What it can mean: "...I was really only paid to do 750 inspections over the past 5 years, but I am counting every house I have ever looked at, because bigger numbers look way better than my competition. I may, however, be unable to figure out that would require performing more than 2 inspections per day, every day, 365 days per year, for 6 years straight, and the subsequent diminished quality that might seem to entail. Hopefully, you don't figure this out either."
•7. "I guarantee you my best effort, I promise you this..."
What it usually means: "...I got this great sounding tag line from (insert affiliation) and I really need to put something catchy on my web page/ad that shows you just how serious, how much better, and how different I am then my competition. I don't think you will find it cheesy, and I certainly do not think you will do a web search on it and find 100 other Inspectors (also from said affiliation) using the exact same line, because if you did I would look just like everyone else."
•8. "I've been a builder/contractor for the past (insert some multiple of 10) years..."

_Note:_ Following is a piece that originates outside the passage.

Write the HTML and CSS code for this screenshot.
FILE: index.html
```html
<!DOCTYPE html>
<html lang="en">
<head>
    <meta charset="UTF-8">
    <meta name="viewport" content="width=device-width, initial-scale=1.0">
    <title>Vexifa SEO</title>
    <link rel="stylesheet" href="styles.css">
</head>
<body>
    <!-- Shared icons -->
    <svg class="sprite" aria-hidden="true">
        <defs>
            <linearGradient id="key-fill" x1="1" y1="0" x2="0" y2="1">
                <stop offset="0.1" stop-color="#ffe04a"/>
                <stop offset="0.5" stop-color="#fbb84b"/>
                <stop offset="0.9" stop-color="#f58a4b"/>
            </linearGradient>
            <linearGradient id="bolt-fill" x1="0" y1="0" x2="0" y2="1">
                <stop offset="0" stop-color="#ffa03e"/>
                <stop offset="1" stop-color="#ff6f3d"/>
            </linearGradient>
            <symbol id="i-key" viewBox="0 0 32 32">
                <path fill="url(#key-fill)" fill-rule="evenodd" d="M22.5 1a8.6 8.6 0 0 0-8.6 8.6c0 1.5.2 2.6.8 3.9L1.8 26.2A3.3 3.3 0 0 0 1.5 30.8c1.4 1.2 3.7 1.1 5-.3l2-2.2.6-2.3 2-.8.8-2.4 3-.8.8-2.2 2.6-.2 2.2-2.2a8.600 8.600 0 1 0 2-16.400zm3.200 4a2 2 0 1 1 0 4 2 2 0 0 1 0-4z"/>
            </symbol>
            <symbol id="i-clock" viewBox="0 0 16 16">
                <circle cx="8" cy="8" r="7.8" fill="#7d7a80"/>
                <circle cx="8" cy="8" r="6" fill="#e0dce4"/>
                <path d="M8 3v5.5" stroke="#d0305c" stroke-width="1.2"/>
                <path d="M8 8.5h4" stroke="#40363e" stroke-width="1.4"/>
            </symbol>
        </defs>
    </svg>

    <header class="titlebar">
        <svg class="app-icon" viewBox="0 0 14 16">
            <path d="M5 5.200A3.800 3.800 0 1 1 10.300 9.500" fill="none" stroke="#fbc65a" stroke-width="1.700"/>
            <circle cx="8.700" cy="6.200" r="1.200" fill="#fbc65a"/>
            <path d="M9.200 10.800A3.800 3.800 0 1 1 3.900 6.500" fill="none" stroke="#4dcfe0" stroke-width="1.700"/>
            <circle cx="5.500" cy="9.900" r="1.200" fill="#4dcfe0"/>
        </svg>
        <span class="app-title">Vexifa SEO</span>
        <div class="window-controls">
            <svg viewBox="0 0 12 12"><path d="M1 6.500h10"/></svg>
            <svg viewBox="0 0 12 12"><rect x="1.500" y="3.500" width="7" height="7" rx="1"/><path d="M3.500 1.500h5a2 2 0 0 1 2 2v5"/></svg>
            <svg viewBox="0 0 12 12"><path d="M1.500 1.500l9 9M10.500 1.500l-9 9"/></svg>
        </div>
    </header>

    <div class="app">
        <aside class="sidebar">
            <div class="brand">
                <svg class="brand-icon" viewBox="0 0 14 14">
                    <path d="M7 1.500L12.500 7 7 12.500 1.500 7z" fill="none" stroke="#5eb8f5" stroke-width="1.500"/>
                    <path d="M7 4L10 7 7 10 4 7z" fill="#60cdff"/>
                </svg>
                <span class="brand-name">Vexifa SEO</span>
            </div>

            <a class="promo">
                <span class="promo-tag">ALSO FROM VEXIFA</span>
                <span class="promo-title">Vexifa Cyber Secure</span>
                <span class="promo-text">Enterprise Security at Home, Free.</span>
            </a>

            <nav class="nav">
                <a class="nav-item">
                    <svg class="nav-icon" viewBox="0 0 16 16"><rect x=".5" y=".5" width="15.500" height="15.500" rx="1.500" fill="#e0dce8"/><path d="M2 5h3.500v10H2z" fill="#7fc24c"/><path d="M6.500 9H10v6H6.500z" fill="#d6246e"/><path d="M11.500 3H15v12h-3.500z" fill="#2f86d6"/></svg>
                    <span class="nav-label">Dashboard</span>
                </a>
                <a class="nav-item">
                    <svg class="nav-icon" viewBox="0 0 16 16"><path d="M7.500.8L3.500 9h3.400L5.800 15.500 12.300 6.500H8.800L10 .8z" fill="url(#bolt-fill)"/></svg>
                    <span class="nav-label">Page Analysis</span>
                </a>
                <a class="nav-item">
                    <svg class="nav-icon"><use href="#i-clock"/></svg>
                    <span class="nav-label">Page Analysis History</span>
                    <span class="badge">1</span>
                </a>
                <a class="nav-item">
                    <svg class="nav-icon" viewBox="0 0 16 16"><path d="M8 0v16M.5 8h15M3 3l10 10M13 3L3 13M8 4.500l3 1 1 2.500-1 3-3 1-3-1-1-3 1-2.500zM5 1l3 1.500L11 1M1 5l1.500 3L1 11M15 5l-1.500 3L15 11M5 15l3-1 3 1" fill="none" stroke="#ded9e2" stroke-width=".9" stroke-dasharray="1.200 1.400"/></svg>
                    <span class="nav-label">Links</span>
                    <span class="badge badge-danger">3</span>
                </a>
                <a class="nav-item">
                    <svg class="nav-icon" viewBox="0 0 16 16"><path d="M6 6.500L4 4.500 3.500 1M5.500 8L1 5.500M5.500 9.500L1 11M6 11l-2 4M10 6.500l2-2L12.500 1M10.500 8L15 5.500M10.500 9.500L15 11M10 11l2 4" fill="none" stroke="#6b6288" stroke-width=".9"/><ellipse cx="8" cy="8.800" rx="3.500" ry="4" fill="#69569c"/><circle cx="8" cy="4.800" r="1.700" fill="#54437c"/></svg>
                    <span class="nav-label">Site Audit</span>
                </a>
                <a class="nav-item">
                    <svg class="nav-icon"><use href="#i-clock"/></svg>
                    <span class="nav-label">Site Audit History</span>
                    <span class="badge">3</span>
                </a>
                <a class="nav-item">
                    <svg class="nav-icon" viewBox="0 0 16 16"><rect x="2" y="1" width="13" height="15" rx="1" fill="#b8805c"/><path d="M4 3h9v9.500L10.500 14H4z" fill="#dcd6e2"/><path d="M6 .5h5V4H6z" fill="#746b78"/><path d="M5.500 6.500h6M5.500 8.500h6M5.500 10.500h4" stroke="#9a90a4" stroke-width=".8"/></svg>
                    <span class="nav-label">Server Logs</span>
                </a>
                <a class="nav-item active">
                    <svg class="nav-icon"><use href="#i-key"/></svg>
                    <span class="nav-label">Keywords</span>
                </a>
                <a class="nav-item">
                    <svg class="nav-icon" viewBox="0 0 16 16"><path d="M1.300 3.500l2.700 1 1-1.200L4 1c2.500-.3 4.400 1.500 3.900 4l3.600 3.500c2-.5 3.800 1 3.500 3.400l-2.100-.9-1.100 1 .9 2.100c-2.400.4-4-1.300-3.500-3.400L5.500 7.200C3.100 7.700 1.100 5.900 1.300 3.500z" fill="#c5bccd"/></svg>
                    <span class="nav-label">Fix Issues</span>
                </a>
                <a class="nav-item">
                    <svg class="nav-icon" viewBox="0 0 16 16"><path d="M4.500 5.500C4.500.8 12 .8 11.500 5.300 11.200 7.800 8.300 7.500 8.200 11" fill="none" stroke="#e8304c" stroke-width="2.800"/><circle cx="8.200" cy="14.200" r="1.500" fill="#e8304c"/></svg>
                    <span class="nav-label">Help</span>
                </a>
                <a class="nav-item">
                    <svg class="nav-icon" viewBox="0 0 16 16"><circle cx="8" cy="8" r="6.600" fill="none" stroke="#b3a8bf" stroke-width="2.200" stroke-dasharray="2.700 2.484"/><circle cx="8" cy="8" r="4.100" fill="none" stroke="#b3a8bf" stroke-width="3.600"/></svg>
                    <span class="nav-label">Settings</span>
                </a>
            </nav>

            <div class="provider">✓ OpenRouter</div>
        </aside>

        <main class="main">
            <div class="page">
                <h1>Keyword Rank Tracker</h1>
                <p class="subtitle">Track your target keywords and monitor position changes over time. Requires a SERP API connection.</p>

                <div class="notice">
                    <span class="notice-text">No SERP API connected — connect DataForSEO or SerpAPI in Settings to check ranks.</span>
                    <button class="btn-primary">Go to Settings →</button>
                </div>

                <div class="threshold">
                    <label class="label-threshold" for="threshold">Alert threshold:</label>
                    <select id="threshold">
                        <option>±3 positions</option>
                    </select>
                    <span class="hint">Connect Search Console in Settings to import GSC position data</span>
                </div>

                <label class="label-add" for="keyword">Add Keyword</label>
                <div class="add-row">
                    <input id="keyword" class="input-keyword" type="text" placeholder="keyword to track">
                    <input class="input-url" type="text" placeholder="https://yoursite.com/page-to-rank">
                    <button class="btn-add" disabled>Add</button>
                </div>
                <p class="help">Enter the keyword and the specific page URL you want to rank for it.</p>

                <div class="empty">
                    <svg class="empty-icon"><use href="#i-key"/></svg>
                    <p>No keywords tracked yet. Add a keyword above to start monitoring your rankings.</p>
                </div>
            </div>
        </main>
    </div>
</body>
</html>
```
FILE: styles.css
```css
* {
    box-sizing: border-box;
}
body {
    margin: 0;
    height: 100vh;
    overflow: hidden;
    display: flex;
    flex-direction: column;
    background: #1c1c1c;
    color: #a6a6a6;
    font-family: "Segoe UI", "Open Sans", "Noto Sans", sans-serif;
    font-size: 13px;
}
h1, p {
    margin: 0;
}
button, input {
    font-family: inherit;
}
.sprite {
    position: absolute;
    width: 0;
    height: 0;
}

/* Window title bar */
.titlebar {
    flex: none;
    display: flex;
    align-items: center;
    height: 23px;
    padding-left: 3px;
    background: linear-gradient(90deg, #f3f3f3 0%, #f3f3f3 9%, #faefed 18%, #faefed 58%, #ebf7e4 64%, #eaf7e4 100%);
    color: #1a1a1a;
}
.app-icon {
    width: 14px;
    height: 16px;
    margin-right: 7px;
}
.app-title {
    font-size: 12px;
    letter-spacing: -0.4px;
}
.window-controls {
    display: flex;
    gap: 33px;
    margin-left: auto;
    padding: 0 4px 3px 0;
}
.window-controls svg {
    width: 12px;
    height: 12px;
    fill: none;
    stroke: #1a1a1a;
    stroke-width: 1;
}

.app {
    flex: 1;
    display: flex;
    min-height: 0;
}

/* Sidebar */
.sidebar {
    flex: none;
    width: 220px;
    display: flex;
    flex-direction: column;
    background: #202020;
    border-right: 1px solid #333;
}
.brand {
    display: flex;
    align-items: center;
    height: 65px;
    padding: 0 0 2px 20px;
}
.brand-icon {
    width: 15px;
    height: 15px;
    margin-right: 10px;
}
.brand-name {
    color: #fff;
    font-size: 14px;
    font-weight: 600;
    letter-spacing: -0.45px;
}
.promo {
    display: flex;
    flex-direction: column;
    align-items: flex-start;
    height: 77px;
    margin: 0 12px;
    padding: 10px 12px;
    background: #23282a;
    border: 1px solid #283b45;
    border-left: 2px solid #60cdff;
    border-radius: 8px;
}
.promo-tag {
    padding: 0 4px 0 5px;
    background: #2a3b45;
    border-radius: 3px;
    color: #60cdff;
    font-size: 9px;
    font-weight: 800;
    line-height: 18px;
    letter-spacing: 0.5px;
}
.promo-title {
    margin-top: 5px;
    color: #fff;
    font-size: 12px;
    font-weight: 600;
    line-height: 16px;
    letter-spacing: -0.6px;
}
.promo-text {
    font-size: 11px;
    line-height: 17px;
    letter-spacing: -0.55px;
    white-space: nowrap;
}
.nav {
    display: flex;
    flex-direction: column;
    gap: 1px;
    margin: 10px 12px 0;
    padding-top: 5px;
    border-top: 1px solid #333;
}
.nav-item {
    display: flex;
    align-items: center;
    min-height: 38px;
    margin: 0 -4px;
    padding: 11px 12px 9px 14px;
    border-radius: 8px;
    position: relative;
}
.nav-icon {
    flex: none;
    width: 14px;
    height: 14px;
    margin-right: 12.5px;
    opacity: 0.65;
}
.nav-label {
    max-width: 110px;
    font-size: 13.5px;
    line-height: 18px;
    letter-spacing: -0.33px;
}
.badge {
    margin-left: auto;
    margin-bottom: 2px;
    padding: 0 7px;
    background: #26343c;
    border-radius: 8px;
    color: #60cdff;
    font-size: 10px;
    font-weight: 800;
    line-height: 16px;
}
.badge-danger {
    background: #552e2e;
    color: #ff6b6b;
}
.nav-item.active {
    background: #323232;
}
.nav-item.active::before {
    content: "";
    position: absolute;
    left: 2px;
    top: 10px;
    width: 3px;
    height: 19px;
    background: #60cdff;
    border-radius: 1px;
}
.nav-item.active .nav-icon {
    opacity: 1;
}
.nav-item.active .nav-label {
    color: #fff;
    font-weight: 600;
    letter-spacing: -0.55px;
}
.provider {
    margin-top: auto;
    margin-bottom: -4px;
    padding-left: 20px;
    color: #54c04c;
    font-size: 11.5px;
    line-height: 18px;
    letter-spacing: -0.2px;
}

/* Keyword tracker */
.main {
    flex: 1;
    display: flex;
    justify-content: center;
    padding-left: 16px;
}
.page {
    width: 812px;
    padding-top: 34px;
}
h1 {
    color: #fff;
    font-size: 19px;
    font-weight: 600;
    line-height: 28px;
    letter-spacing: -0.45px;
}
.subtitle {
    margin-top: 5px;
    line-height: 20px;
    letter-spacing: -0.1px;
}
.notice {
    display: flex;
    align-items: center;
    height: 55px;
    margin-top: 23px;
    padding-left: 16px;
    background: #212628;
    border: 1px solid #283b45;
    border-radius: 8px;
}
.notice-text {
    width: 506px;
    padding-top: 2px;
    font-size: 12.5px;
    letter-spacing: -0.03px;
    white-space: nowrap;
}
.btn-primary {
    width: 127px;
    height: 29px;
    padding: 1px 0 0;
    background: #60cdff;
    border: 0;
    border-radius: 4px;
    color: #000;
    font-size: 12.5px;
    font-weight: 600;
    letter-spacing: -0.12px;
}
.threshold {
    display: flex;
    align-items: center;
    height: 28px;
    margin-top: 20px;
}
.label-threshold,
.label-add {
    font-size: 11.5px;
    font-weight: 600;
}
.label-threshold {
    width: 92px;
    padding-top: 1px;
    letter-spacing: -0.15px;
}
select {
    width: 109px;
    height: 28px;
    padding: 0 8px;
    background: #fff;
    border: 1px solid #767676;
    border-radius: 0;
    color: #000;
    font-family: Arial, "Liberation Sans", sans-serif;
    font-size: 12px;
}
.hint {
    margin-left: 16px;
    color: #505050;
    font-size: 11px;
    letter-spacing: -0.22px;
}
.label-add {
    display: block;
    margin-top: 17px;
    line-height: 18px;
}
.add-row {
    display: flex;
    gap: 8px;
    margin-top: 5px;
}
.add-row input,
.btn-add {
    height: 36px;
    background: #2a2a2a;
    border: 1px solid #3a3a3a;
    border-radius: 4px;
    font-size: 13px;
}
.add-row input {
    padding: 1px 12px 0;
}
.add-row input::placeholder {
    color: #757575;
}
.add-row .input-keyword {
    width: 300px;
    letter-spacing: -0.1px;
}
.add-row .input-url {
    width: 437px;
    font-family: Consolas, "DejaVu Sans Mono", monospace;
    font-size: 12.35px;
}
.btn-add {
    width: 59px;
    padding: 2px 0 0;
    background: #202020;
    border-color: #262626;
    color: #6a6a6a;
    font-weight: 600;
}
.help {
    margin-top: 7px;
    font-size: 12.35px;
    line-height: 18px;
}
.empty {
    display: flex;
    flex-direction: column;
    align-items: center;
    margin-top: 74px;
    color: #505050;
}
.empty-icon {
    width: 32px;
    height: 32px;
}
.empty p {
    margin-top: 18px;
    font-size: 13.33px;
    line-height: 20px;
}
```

What it means: Being a good carpenter, plumber, finish contractor, etc. really has very little bearing whatsoever on being a good home inspector. You may logically assume that if someone has been hammering nails for 20 years, they must know a lot about houses (hopefully). You might not however, assume that doing finish cabinetry doesn't teach someone much about say, electrical systems or identifying foundation failures. What you do need to know is that being a great home inspector requires an enormously diverse skill set that is not taught in trade school, or ‘at the job site'.